Copy out, from the entries below, each line holding the string "index".

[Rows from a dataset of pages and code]
──────────
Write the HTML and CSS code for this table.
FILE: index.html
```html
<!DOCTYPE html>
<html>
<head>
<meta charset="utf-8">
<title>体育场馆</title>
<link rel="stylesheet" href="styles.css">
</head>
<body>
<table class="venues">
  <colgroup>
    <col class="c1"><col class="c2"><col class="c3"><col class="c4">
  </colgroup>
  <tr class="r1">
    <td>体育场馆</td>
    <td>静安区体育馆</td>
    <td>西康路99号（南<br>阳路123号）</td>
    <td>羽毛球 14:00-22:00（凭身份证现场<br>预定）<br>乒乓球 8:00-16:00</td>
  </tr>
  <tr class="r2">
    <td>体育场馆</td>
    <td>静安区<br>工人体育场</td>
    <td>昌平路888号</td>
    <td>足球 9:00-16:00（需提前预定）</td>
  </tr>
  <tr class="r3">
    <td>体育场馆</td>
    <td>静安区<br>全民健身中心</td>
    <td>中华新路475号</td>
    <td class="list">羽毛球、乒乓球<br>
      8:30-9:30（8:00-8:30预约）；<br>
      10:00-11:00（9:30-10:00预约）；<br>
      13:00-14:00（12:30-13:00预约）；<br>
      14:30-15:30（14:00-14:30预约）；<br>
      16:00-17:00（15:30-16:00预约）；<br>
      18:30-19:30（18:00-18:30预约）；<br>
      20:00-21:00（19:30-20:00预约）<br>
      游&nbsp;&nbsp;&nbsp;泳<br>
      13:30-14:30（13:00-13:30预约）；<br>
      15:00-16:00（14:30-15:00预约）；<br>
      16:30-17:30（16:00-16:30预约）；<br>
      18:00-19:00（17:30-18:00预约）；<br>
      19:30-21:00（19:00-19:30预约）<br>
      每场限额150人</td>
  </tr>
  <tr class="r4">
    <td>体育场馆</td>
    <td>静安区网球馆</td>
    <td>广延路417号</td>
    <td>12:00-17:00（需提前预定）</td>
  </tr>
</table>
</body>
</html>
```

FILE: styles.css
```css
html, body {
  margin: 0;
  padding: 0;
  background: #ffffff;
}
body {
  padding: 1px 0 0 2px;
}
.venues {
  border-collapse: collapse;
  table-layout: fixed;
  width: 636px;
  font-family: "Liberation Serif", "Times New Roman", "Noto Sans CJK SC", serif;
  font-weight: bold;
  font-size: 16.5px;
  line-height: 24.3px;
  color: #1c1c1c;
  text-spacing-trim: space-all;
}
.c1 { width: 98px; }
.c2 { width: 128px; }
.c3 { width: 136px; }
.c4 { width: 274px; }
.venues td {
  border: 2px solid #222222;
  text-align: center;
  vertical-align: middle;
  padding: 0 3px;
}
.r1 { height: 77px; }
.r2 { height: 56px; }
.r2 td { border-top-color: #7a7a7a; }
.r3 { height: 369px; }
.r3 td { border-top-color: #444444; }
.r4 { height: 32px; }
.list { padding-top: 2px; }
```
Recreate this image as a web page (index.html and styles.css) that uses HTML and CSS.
──────────
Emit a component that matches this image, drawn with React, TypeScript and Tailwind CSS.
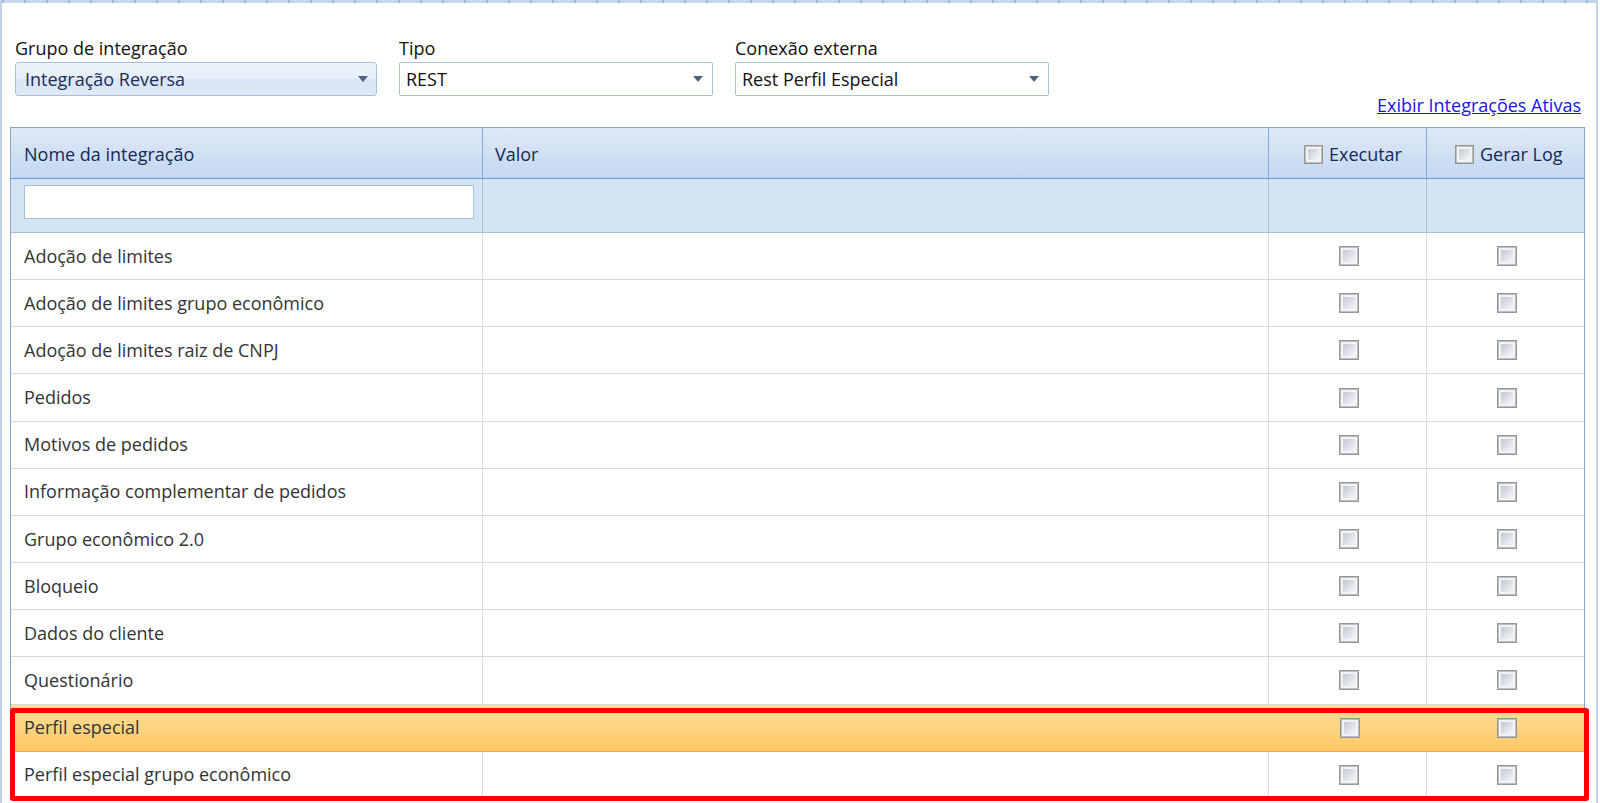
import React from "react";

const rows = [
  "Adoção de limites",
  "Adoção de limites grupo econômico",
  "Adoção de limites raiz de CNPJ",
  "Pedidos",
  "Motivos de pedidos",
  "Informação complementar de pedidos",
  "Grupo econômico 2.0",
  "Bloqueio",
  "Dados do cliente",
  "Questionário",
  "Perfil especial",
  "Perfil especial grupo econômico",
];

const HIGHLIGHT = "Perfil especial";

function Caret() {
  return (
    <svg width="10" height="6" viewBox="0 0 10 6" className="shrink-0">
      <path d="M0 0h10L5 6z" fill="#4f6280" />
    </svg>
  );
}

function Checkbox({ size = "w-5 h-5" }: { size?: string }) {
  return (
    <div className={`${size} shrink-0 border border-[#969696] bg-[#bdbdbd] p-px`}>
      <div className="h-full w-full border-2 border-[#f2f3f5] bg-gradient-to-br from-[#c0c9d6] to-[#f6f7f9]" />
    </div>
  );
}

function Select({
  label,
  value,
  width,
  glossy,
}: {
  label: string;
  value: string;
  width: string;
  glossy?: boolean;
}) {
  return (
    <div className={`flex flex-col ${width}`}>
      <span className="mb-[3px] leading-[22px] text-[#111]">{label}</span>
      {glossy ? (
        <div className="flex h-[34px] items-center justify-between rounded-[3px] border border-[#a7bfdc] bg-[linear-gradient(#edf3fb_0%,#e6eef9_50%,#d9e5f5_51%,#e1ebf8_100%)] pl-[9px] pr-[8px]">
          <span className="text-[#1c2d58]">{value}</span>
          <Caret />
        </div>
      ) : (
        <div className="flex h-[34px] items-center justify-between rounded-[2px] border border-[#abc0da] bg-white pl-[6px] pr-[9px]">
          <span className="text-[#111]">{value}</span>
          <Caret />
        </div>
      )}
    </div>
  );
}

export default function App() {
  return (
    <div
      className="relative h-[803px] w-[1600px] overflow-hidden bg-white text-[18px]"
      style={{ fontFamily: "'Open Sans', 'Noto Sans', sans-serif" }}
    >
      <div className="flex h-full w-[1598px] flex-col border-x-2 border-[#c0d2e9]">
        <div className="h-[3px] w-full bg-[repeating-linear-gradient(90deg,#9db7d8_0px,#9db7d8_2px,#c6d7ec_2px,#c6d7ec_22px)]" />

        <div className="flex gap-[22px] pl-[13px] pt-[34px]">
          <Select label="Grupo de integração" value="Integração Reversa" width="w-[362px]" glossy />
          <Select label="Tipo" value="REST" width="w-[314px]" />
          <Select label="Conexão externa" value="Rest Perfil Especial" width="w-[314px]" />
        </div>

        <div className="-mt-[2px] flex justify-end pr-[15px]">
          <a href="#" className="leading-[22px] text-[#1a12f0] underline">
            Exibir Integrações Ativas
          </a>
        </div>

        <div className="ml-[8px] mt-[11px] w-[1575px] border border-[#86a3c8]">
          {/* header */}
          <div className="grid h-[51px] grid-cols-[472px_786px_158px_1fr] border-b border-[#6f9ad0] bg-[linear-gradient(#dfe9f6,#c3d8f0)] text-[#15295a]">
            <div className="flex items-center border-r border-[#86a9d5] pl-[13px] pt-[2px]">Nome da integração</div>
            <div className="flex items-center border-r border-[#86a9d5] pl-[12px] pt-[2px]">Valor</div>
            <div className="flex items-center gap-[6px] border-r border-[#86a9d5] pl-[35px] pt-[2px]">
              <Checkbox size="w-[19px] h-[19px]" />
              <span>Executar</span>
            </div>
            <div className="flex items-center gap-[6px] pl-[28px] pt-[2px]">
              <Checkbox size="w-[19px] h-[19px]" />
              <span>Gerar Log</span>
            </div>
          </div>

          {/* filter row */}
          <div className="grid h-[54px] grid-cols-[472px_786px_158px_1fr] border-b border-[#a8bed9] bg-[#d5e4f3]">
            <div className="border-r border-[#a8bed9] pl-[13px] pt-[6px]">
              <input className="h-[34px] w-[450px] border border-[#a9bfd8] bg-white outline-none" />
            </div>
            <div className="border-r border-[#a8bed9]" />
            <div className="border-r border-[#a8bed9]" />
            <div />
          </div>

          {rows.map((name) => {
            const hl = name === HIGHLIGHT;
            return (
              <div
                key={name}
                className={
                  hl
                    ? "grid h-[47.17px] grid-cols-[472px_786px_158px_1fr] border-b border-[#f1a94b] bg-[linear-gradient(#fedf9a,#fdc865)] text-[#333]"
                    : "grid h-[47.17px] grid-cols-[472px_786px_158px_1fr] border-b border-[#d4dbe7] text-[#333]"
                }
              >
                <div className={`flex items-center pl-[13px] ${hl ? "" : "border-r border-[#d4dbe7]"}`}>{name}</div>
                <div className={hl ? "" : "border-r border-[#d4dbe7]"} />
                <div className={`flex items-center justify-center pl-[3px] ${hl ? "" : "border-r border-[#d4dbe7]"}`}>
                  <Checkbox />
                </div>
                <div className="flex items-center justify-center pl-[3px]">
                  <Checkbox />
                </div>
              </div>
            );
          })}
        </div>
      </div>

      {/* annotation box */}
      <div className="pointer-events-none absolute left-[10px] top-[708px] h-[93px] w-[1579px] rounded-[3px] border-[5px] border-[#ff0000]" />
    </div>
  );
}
──────────
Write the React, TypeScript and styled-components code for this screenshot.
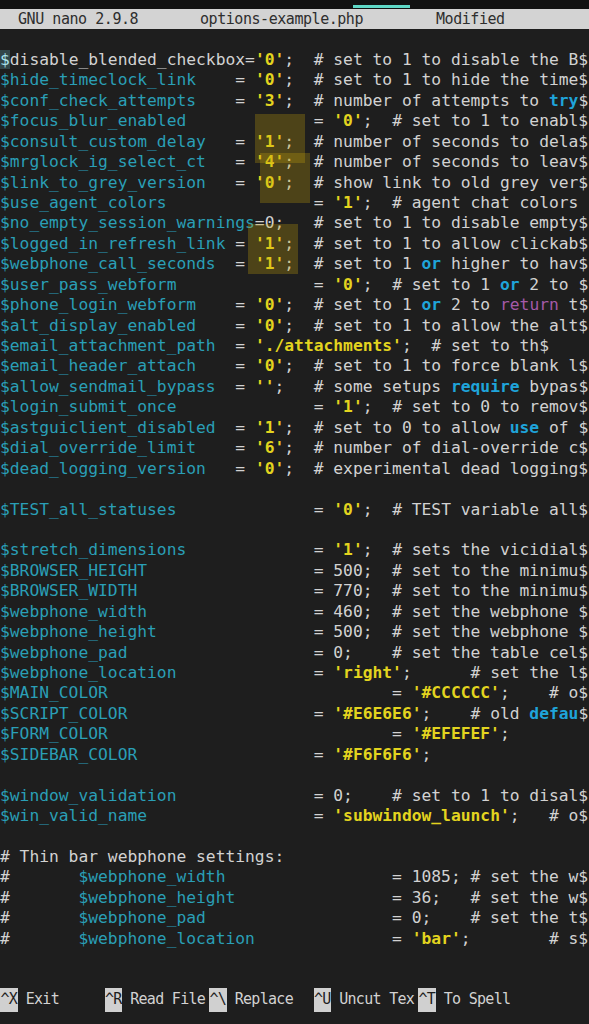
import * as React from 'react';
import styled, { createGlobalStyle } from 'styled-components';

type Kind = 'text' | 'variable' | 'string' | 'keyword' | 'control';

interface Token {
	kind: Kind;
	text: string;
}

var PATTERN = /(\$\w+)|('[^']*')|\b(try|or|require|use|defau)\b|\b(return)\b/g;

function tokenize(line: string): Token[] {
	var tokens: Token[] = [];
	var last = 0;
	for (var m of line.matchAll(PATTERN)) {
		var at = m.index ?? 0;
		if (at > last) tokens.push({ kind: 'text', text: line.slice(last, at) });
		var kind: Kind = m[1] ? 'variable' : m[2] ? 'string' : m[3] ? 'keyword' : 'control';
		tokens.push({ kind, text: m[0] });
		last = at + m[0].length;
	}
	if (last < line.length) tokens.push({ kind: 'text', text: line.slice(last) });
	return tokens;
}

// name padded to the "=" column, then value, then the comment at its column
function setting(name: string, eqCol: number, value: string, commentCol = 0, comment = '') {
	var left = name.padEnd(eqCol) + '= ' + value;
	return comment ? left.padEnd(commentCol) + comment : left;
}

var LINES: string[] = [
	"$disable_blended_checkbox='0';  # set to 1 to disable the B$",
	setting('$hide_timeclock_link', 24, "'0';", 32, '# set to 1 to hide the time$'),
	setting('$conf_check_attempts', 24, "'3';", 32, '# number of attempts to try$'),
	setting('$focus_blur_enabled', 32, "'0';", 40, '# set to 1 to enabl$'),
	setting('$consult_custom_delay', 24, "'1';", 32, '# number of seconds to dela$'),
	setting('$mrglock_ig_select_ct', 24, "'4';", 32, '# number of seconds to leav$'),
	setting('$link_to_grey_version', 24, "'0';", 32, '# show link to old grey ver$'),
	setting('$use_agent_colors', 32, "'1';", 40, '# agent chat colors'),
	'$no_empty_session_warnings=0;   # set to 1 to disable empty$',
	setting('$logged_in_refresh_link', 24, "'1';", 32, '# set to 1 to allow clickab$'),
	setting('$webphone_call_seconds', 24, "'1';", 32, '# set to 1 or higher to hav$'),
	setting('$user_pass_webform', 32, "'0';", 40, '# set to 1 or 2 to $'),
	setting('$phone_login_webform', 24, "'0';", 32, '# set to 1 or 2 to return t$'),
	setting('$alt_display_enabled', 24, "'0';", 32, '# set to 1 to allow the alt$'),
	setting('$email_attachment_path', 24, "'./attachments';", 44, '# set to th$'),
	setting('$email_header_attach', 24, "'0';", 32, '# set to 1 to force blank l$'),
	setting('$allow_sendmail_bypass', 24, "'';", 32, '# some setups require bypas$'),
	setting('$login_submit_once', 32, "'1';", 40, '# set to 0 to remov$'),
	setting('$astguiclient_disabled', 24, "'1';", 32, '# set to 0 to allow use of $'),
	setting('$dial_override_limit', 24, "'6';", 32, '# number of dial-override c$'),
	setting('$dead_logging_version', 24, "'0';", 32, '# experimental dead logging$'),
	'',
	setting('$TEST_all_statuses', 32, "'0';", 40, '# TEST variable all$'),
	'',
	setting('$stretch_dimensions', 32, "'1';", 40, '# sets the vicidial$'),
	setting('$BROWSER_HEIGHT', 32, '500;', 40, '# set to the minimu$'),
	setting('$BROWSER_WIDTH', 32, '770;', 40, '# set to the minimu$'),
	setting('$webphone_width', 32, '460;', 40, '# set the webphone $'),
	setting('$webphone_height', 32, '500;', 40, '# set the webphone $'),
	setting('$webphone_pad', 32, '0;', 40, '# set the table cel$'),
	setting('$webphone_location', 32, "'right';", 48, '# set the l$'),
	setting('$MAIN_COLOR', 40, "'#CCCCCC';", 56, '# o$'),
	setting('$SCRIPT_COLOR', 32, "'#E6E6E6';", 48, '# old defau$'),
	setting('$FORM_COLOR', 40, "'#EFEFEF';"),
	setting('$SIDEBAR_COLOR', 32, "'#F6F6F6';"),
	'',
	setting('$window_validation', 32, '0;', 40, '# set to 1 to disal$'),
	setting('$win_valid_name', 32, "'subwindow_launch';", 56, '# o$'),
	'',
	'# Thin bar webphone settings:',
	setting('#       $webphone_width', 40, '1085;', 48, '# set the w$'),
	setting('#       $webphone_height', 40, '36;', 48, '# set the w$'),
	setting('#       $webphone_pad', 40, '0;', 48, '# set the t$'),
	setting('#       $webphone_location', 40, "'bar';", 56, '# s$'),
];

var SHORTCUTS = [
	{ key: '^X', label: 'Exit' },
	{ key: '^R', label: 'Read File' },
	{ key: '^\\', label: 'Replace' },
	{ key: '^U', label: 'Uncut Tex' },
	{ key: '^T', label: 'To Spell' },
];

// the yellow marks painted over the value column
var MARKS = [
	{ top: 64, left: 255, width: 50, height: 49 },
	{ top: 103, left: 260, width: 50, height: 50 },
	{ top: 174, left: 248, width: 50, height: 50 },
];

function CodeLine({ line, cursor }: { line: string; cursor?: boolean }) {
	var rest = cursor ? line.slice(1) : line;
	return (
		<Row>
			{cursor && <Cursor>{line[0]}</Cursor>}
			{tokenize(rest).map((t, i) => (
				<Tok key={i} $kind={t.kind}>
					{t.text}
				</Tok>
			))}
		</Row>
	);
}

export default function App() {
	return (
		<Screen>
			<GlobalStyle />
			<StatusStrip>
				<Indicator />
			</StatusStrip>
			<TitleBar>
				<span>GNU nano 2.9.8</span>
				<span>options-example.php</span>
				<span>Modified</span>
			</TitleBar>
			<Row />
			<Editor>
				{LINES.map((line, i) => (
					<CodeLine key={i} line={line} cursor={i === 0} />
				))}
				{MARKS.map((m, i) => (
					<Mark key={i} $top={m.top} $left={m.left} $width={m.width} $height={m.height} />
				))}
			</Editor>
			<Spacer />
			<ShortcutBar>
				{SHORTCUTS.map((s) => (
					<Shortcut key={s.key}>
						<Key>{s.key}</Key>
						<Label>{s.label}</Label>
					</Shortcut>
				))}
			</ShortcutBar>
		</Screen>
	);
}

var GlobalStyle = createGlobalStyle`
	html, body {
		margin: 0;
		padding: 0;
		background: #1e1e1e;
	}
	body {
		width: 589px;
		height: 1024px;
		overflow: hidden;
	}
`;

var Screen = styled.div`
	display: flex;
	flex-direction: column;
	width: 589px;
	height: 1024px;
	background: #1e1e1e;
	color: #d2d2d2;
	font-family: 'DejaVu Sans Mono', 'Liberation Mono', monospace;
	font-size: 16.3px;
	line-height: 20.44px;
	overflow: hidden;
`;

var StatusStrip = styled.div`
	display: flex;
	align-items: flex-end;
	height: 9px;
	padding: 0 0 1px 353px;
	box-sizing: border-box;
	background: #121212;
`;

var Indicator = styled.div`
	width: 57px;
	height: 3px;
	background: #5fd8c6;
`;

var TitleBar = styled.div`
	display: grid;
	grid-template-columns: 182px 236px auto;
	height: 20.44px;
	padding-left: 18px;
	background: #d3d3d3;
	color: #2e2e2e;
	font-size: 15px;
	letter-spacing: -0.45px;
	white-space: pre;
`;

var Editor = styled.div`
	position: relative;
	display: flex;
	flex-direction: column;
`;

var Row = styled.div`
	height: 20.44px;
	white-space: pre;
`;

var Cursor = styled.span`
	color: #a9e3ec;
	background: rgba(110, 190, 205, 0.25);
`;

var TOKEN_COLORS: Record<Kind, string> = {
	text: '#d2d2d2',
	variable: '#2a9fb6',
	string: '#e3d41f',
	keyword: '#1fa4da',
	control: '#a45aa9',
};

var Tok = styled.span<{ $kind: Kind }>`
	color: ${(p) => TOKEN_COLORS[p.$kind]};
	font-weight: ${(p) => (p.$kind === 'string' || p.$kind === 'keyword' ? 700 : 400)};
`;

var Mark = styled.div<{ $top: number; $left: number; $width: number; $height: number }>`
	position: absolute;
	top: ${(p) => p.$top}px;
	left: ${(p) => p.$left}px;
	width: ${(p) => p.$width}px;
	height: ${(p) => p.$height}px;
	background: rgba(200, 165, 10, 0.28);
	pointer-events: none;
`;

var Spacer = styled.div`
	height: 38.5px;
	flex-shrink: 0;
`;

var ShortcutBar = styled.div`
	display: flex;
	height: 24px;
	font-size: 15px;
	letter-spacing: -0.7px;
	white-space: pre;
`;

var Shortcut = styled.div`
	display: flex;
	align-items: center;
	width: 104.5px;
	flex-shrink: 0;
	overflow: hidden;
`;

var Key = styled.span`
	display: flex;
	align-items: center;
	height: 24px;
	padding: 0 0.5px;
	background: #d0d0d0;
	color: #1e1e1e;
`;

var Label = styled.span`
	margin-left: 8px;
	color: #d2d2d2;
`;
──────────
→ Exercise response
FILE: index.html
Recreate this image as a web page (index.html and styles.css) that uses HTML and CSS.
		var at = m.index ?? 0;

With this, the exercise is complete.